- _Source excerpt_:
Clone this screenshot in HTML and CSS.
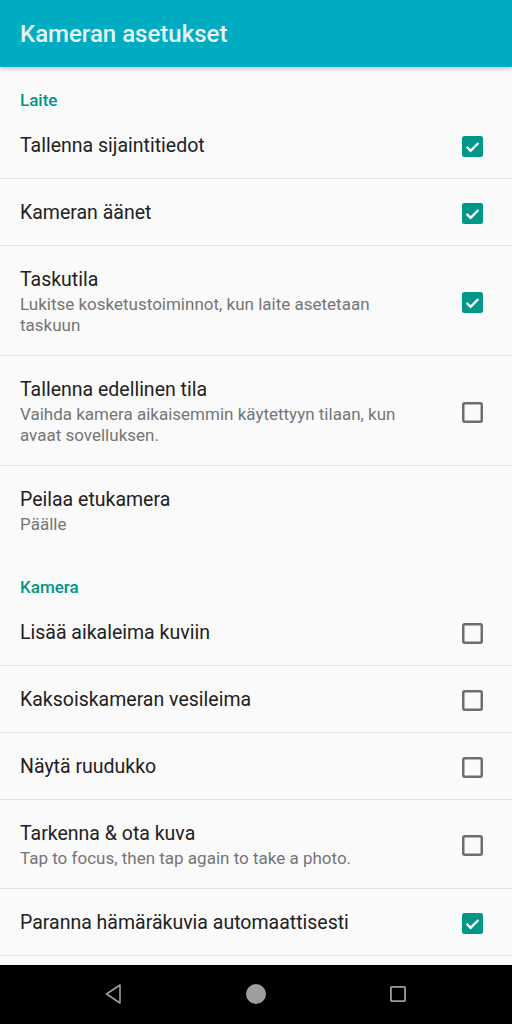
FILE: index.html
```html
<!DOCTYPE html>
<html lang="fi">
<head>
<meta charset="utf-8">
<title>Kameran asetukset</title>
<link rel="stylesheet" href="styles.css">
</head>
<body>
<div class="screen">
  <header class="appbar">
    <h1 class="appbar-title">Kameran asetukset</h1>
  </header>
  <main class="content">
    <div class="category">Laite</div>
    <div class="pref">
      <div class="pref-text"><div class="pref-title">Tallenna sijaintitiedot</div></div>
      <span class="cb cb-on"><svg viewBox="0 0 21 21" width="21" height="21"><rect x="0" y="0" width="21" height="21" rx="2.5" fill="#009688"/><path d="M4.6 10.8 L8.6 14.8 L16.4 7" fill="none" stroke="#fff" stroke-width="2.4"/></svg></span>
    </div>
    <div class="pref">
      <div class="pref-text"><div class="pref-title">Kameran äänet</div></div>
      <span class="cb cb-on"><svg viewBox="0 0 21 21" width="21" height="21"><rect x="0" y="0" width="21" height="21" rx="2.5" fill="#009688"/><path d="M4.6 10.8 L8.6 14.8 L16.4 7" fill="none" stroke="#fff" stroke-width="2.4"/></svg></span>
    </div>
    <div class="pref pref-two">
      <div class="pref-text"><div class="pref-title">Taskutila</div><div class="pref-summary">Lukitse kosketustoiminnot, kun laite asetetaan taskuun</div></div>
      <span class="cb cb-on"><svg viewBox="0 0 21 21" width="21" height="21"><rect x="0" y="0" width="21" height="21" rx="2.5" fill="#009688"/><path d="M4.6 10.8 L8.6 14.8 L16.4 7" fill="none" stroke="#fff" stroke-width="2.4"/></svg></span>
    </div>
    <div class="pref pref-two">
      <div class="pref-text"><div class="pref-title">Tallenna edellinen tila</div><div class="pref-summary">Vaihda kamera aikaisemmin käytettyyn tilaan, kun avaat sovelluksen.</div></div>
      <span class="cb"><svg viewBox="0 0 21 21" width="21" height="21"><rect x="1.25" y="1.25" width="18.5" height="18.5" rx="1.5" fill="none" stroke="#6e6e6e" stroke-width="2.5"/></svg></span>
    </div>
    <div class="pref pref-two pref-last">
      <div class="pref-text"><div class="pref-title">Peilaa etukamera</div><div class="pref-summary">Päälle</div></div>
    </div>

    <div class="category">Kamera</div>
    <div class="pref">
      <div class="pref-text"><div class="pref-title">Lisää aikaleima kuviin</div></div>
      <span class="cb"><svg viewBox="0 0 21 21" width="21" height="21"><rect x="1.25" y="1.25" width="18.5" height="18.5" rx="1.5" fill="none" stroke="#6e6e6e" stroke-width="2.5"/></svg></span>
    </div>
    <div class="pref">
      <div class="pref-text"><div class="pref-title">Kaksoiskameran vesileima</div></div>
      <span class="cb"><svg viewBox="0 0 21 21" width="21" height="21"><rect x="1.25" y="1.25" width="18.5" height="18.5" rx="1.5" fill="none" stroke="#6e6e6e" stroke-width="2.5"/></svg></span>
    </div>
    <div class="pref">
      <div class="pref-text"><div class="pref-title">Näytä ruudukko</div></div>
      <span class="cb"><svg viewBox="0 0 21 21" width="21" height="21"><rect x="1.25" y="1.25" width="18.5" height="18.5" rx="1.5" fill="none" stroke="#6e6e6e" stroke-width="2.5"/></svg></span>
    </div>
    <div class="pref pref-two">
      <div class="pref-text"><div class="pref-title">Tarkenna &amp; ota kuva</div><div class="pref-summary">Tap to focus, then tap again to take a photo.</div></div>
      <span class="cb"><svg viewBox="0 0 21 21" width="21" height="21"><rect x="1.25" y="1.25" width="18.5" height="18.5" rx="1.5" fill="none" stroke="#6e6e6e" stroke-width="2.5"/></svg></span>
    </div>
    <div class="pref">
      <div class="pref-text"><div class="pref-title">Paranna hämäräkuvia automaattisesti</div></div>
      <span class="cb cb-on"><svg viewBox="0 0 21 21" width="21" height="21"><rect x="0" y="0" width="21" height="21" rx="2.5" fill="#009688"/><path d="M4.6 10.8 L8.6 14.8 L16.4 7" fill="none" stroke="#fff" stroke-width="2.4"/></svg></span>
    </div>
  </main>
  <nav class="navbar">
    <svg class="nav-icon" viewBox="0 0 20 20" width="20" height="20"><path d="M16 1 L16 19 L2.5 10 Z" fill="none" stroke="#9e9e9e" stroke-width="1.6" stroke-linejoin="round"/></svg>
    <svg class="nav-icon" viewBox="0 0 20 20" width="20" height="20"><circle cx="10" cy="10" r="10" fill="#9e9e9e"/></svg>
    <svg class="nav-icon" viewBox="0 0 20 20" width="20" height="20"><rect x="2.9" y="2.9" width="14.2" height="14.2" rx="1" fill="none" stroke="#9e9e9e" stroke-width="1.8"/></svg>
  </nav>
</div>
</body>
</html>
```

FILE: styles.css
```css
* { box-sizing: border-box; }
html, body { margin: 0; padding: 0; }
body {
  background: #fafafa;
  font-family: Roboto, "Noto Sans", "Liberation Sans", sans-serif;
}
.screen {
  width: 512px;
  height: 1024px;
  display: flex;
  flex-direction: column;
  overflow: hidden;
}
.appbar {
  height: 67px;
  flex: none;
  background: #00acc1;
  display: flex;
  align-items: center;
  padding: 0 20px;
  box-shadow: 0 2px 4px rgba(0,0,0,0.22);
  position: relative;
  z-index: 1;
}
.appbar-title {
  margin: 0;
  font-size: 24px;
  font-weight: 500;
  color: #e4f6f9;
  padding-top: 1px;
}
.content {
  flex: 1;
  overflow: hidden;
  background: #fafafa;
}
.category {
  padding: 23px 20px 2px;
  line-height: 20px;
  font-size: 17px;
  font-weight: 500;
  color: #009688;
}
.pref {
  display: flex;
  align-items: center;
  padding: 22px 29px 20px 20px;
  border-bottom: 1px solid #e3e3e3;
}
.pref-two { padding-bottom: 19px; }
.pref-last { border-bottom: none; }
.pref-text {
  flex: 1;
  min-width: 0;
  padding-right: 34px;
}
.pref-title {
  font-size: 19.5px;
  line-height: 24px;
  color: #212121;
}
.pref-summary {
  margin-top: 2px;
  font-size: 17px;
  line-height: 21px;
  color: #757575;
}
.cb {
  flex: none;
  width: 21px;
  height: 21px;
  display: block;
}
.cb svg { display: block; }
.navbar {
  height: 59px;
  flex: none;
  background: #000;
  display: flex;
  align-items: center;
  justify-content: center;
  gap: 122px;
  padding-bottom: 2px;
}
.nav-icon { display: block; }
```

- _Given exercise_: Write out the full listing verbatim, excluding its pictures.

- _Task output_:
Clone this screenshot in HTML and CSS.
FILE: index.html
```html
<!DOCTYPE html>
<html lang="fi">
<head>
<meta charset="utf-8">
<title>Kameran asetukset</title>
<link rel="stylesheet" href="styles.css">
</head>
<body>
<div class="screen">
  <header class="appbar">
    <h1 class="appbar-title">Kameran asetukset</h1>
  </header>
  <main class="content">
    <div class="category">Laite</div>
    <div class="pref">
      <div class="pref-text"><div class="pref-title">Tallenna sijaintitiedot</div></div>
      <span class="cb cb-on"><svg viewBox="0 0 21 21" width="21" height="21"><rect x="0" y="0" width="21" height="21" rx="2.5" fill="#009688"/><path d="M4.6 10.8 L8.6 14.8 L16.4 7" fill="none" stroke="#fff" stroke-width="2.4"/></svg></span>
    </div>
    <div class="pref">
      <div class="pref-text"><div class="pref-title">Kameran äänet</div></div>
      <span class="cb cb-on"><svg viewBox="0 0 21 21" width="21" height="21"><rect x="0" y="0" width="21" height="21" rx="2.5" fill="#009688"/><path d="M4.6 10.8 L8.6 14.8 L16.4 7" fill="none" stroke="#fff" stroke-width="2.4"/></svg></span>
    </div>
    <div class="pref pref-two">
      <div class="pref-text"><div class="pref-title">Taskutila</div><div class="pref-summary">Lukitse kosketustoiminnot, kun laite asetetaan taskuun</div></div>
      <span class="cb cb-on"><svg viewBox="0 0 21 21" width="21" height="21"><rect x="0" y="0" width="21" height="21" rx="2.5" fill="#009688"/><path d="M4.6 10.8 L8.6 14.8 L16.4 7" fill="none" stroke="#fff" stroke-width="2.4"/></svg></span>
    </div>
    <div class="pref pref-two">
      <div class="pref-text"><div class="pref-title">Tallenna edellinen tila</div><div class="pref-summary">Vaihda kamera aikaisemmin käytettyyn tilaan, kun avaat sovelluksen.</div></div>
      <span class="cb"><svg viewBox="0 0 21 21" width="21" height="21"><rect x="1.25" y="1.25" width="18.5" height="18.5" rx="1.5" fill="none" stroke="#6e6e6e" stroke-width="2.5"/></svg></span>
    </div>
    <div class="pref pref-two pref-last">
      <div class="pref-text"><div class="pref-title">Peilaa etukamera</div><div class="pref-summary">Päälle</div></div>
    </div>

    <div class="category">Kamera</div>
    <div class="pref">
      <div class="pref-text"><div class="pref-title">Lisää aikaleima kuviin</div></div>
      <span class="cb"><svg viewBox="0 0 21 21" width="21" height="21"><rect x="1.25" y="1.25" width="18.5" height="18.5" rx="1.5" fill="none" stroke="#6e6e6e" stroke-width="2.5"/></svg></span>
    </div>
    <div class="pref">
      <div class="pref-text"><div class="pref-title">Kaksoiskameran vesileima</div></div>
      <span class="cb"><svg viewBox="0 0 21 21" width="21" height="21"><rect x="1.25" y="1.25" width="18.5" height="18.5" rx="1.5" fill="none" stroke="#6e6e6e" stroke-width="2.5"/></svg></span>
    </div>
    <div class="pref">
      <div class="pref-text"><div class="pref-title">Näytä ruudukko</div></div>
      <span class="cb"><svg viewBox="0 0 21 21" width="21" height="21"><rect x="1.25" y="1.25" width="18.5" height="18.5" rx="1.5" fill="none" stroke="#6e6e6e" stroke-width="2.5"/></svg></span>
    </div>
    <div class="pref pref-two">
      <div class="pref-text"><div class="pref-title">Tarkenna &amp; ota kuva</div><div class="pref-summary">Tap to focus, then tap again to take a photo.</div></div>
      <span class="cb"><svg viewBox="0 0 21 21" width="21" height="21"><rect x="1.25" y="1.25" width="18.5" height="18.5" rx="1.5" fill="none" stroke="#6e6e6e" stroke-width="2.5"/></svg></span>
    </div>
    <div class="pref">
      <div class="pref-text"><div class="pref-title">Paranna hämäräkuvia automaattisesti</div></div>
      <span class="cb cb-on"><svg viewBox="0 0 21 21" width="21" height="21"><rect x="0" y="0" width="21" height="21" rx="2.5" fill="#009688"/><path d="M4.6 10.8 L8.6 14.8 L16.4 7" fill="none" stroke="#fff" stroke-width="2.4"/></svg></span>
    </div>
  </main>
  <nav class="navbar">
    <svg class="nav-icon" viewBox="0 0 20 20" width="20" height="20"><path d="M16 1 L16 19 L2.5 10 Z" fill="none" stroke="#9e9e9e" stroke-width="1.6" stroke-linejoin="round"/></svg>
    <svg class="nav-icon" viewBox="0 0 20 20" width="20" height="20"><circle cx="10" cy="10" r="10" fill="#9e9e9e"/></svg>
    <svg class="nav-icon" viewBox="0 0 20 20" width="20" height="20"><rect x="2.9" y="2.9" width="14.2" height="14.2" rx="1" fill="none" stroke="#9e9e9e" stroke-width="1.8"/></svg>
  </nav>
</div>
</body>
</html>
```

FILE: styles.css
```css
* { box-sizing: border-box; }
html, body { margin: 0; padding: 0; }
body {
  background: #fafafa;
  font-family: Roboto, "Noto Sans", "Liberation Sans", sans-serif;
}
.screen {
  width: 512px;
  height: 1024px;
  display: flex;
  flex-direction: column;
  overflow: hidden;
}
.appbar {
  height: 67px;
  flex: none;
  background: #00acc1;
  display: flex;
  align-items: center;
  padding: 0 20px;
  box-shadow: 0 2px 4px rgba(0,0,0,0.22);
  position: relative;
  z-index: 1;
}
.appbar-title {
  margin: 0;
  font-size: 24px;
  font-weight: 500;
  color: #e4f6f9;
  padding-top: 1px;
}
.content {
  flex: 1;
  overflow: hidden;
  background: #fafafa;
}
.category {
  padding: 23px 20px 2px;
  line-height: 20px;
  font-size: 17px;
  font-weight: 500;
  color: #009688;
}
.pref {
  display: flex;
  align-items: center;
  padding: 22px 29px 20px 20px;
  border-bottom: 1px solid #e3e3e3;
}
.pref-two { padding-bottom: 19px; }
.pref-last { border-bottom: none; }
.pref-text {
  flex: 1;
  min-width: 0;
  padding-right: 34px;
}
.pref-title {
  font-size: 19.5px;
  line-height: 24px;
  color: #212121;
}
.pref-summary {
  margin-top: 2px;
  font-size: 17px;
  line-height: 21px;
  color: #757575;
}
.cb {
  flex: none;
  width: 21px;
  height: 21px;
  display: block;
}
.cb svg { display: block; }
.navbar {
  height: 59px;
  flex: none;
  background: #000;
  display: flex;
  align-items: center;
  justify-content: center;
  gap: 122px;
  padding-bottom: 2px;
}
.nav-icon { display: block; }
```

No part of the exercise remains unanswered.